Its relative marginalisation should not be mistaken for theological redundancy. On the contrary, the antiphon articulates a dimension of Advent that is easily neglected: the silence, wonder, and receptive obedience that precede the coming of Christ.

Relationship to the Christological O Antiphons
Read in continuity with O Sapientia, O Adonai, O Radix Jesse, O Clavis David, O Oriens, O Rex Gentium, and O Emmanuel, O Virgo Virginum functions as a Marian lens through which these titles are received. The Wisdom who orders all things, the Lawgiver who speaks from Sinai, the Root of Jesse who restores the Davidic line, and the Emmanuel who dwells with His people—all enter history through the free consent of the Virgin.

In this sense, O Virgo Virginum does not interrupt the Advent sequence but brings it to a point of contemplative stillness. Before the Church sings of the Child in the manger, she pauses to contemplate the Virgin who first bore Him in faith.

Conclusion
O Virgo Virginum stands as a witness to the richness of the Church’s liturgical memory and to a Marian theology that is at once restrained, profound, and Christ-centred. Rooted in Scripture, shaped by medieval devotion, and preserved in particular liturgical traditions, the antiphon reminds the Church that the mystery of Christmas is not only proclaimed but received. On the final evening before the Nativity, the Church looks to Mary and hears, through her words, the ultimate Advent lesson: what is about to appear is not a human achievement, but a divine mystery.
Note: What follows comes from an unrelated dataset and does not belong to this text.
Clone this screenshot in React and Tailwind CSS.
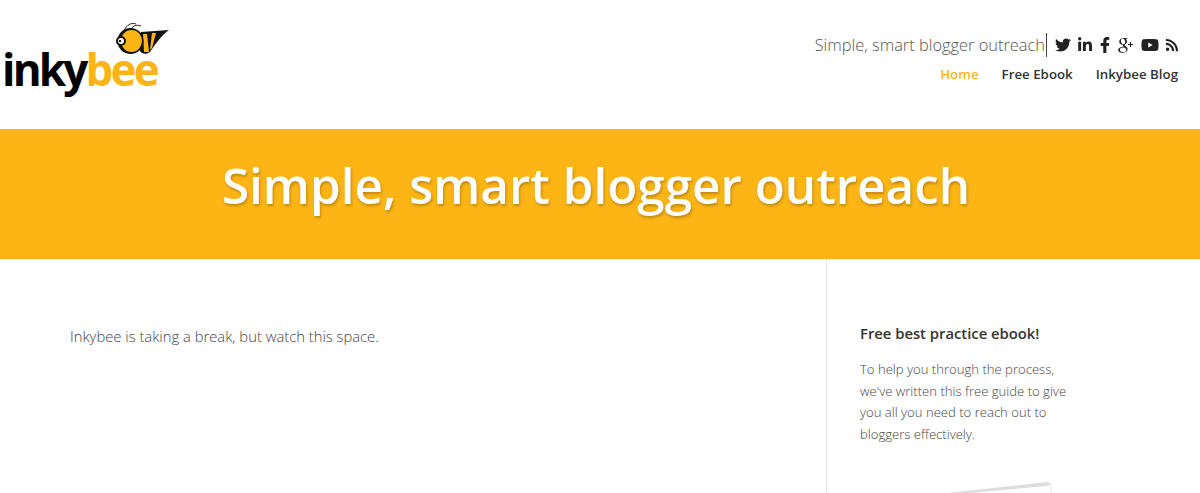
import React from 'react'
import { FaTwitter, FaLinkedinIn, FaFacebookF, FaYoutube, FaRss } from 'react-icons/fa'
import { TiSocialGooglePlus } from 'react-icons/ti'

const socials = [
  { icon: FaTwitter, cls: 'w-[16px] h-[16px]' },
  { icon: FaLinkedinIn, cls: 'w-[16px] h-[16px]' },
  { icon: FaFacebookF, cls: 'w-[12px] h-[16px]' },
  { icon: TiSocialGooglePlus, cls: 'w-[24px] h-[24px] -ml-[4px] -mr-[2px]' },
  { icon: FaYoutube, cls: 'w-[18px] h-[18px]' },
  { icon: FaRss, cls: 'w-[14px] h-[14px]' },
]

function Bee() {
  return (
    <svg viewBox="0 0 56 38" className="absolute left-[114px] top-[21px] w-[56px] h-[38px]">
      {/* antennae */}
      <path d="M10 10 C12 4 18 1 22 3 M16 10 C18 5 22 3 27 5" fill="none" stroke="#222" strokeWidth="1" />
      {/* wing/body */}
      <path d="M27 11 L55 9 C48 14 42 22 36 31 C32 34 28 33 26 30 Z" fill="#111" />
      <path d="M29 13 L33 13 L35 31 L30 31 Z" fill="#fdb515" />
      <path d="M38 12 L42 12 L38 27 L36 29 Z" fill="#fdb515" />
      {/* head */}
      <circle cx="16.5" cy="20" r="13" fill="#111" />
      <ellipse cx="17.5" cy="20" rx="10.5" ry="11" fill="#fdb515" />
      <circle cx="7" cy="20" r="5" fill="#111" />
      <circle cx="7" cy="20" r="3" fill="#fff" />
      <circle cx="6" cy="20" r="1.2" fill="#111" />
    </svg>
  )
}

export default function App() {
  return (
    <div className="h-[493px] overflow-hidden bg-white font-['Open_Sans',sans-serif]">
      {/* Header */}
      <div className="h-[129px] flex justify-between">
        <div className="relative w-[175px] h-full">
          <Bee />
          <div className="pt-[38px] pl-[2px] text-[44px] leading-[62px] font-bold tracking-[-2.8px]">
            <span className="text-black">inky</span>
            <span className="text-[#fdb515]">bee</span>
          </div>
        </div>
        <div className="pt-[32px] pr-[22px] flex flex-col items-end">
          <div className="flex items-center h-[26px]">
            <span className="text-[16.4px] font-light text-[#555] border-r border-[#444] pr-px leading-[24px]">Simple, smart blogger outreach</span>
            <div className="flex items-center gap-[6px] ml-[8px] -mr-px text-[#222]">
              {socials.map((s, idx) => {
                const Icon = s.icon
                return <Icon key={idx} className={s.cls} />
              })}
            </div>
          </div>
          <nav className="flex gap-[23px] mt-[6px] text-[13.3px] font-semibold leading-[20px] text-[#333]">
            <span className="text-[#fdb515]">Home</span>
            <span>Free Ebook</span>
            <span>Inkybee Blog</span>
          </nav>
        </div>
      </div>

      {/* Banner */}
      <div className="h-[130px] bg-[#fdb515] flex items-center justify-center pr-[8px] pb-[18px]">
        <h1 className="text-[49.4px] font-semibold text-white [text-shadow:1px_2px_3px_rgba(0,0,0,0.25)]">Simple, smart blogger outreach</h1>
      </div>

      {/* Content */}
      <div className="flex h-[234px]">
        <div className="w-[827px] pl-[70px] pt-[65px] border-r border-[#e8e8e8]">
          <p className="text-[14.8px] font-light leading-[24px] text-[#444]">Inkybee is taking a break, but watch this space.</p>
        </div>
        <div className="pl-[33px] pt-[63px] w-[240px]">
          <h3 className="text-[14.8px] font-semibold leading-[22px] text-[#333] whitespace-nowrap">Free best practice ebook!</h3>
          <p className="mt-[15px] text-[13.1px] font-light leading-[21.5px] text-[#444] whitespace-nowrap">
            To help you through the process,<br />
            we've written this free guide to give<br />
            you all you need to reach out to<br />
            bloggers effectively.
          </p>
          <svg viewBox="0 0 104 12" className="mt-[36px] ml-[88px] w-[104px] h-[12px]">
            <path d="M0 12 L100 1 L103 3 L99 5 L0 14 Z" fill="#ddd" />
            <path d="M103 3 L103 12" fill="none" stroke="#e5e5e5" strokeWidth="1" />
          </svg>
        </div>
      </div>
    </div>
  )
}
¹ See the Sarum Advent antiphon tradition as attested in medieval English breviaries; cf. E. Bishop, The Sarum Rite (Cambridge: Cambridge University Press, 1906), pp. 42–45.
² St Ambrose, De Virginibus, I.2.7.
³ Cf. Song of Songs 1:5; patristic usage in St Gregory the Great, Homiliae in Evangelia, I.8.
⁴ Luke 1:38; St Irenaeus, Adversus Haereses, III.22.4, on Mary’s obedience as the undoing of Eve’s disobedience.